By Matt Norlander
They were on pace to be the chic upset pick of this year's tournament. You know how that goes. Every season we get one or two 11s or 12s that become the vogue choice to spice up your bracket. The favorable not-favored foe. Sometimes those picks work (remember VCU over Duke in '07, or Siena over Vanderbilt in '08?) and sometimes they don't (you might've forgotten how many loved Belmont over Wisconsin in 2011, but that didn't turn out so well).
Point is, 2014 was going to be Green Bay's chance to shine, to be part of the talk of the bracket in the days leading up to the Round of 64. This program, which hasn't been to the NCAA tournament since 1996, was most likely going to be a trendy choice, in part because it'd already shown itself to be worthy against some very good teams earlier this season.

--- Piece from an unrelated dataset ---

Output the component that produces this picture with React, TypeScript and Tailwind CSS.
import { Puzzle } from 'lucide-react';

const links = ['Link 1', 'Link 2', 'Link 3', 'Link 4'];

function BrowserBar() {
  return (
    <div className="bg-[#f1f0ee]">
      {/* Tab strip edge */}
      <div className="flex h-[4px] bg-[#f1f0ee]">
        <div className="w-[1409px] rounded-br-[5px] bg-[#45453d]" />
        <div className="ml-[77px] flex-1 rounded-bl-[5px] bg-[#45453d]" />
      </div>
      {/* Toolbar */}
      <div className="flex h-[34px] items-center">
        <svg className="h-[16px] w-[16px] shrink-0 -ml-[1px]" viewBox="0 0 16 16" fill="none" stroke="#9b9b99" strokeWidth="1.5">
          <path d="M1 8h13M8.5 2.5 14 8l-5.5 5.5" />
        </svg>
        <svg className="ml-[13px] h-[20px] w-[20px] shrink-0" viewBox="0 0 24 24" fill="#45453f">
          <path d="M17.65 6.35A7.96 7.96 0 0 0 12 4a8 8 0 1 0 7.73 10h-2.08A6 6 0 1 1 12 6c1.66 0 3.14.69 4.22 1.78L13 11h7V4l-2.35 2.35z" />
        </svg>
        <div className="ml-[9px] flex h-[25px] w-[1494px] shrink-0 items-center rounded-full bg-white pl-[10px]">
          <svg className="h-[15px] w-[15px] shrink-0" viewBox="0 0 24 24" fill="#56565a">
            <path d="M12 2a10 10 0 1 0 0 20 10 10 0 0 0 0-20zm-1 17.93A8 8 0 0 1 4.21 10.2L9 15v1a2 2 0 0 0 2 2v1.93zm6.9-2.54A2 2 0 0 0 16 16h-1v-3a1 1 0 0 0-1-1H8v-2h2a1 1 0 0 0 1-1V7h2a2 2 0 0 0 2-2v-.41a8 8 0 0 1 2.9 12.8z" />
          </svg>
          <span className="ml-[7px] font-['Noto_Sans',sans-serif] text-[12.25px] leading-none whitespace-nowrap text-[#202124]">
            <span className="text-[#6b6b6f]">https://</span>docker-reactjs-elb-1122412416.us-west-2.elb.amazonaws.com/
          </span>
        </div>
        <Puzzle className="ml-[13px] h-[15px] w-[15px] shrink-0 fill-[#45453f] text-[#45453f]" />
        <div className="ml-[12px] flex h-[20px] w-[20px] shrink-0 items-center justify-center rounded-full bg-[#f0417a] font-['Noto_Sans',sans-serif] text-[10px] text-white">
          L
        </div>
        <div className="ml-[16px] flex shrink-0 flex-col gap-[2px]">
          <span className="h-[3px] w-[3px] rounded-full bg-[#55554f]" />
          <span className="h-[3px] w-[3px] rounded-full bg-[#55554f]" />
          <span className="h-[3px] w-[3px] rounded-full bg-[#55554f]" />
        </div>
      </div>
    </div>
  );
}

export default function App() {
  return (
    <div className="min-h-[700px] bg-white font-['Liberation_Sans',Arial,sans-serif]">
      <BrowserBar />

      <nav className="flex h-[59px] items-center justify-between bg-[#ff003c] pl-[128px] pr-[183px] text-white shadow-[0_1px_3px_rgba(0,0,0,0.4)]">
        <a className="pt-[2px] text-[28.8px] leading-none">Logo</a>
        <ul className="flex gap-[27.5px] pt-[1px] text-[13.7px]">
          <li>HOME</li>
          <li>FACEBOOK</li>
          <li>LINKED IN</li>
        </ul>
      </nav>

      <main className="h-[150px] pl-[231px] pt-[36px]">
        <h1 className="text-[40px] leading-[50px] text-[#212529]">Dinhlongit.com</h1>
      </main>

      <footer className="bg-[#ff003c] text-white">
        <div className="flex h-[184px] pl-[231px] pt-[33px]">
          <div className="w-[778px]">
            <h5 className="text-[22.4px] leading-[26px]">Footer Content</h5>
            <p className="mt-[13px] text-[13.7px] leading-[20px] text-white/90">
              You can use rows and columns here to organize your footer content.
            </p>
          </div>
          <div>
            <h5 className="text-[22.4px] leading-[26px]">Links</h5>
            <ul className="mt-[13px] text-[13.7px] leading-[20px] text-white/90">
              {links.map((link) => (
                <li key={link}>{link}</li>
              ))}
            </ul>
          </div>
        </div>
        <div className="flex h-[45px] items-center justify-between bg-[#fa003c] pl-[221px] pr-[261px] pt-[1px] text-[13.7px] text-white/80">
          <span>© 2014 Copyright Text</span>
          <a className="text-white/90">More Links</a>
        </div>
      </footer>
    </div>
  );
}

Then Saturday night's Horizon League semifinals happened. Playing on its home floor against in-state rival Milwaukee, against whom Green Bay had already lost a home game to, on Feb. 8 by 10 points, the Phoenix lost to the Panthers again. It was just their third loss in 17 league games in the 12th-toughest conference, according to KenPom.com.
By nature of the 73-66 outcome -- in overtime, mind you -- the top-seeded Phoenix will most likely not have their name called on Selection Sunday. After the outcome, plenty of writers and fans on Twitter lamented that one of the best smaller-conference teams -- a mid-major mob that plays with mojo on defense and an appealing, breezy offensive style -- will probably not have the opportunity to give us a March moment.
It shouldn't have been decided this way. Wouldn't you rather see a proven team with very good players (Phoenix guard Keifer Sykes will be the conference's preseason player of the year next fall) get its shot on the big stage than double-digit-loss teams with two left feet such as Georgetown, Tennessee, St. John's, Arkansas and/or Missouri? No question.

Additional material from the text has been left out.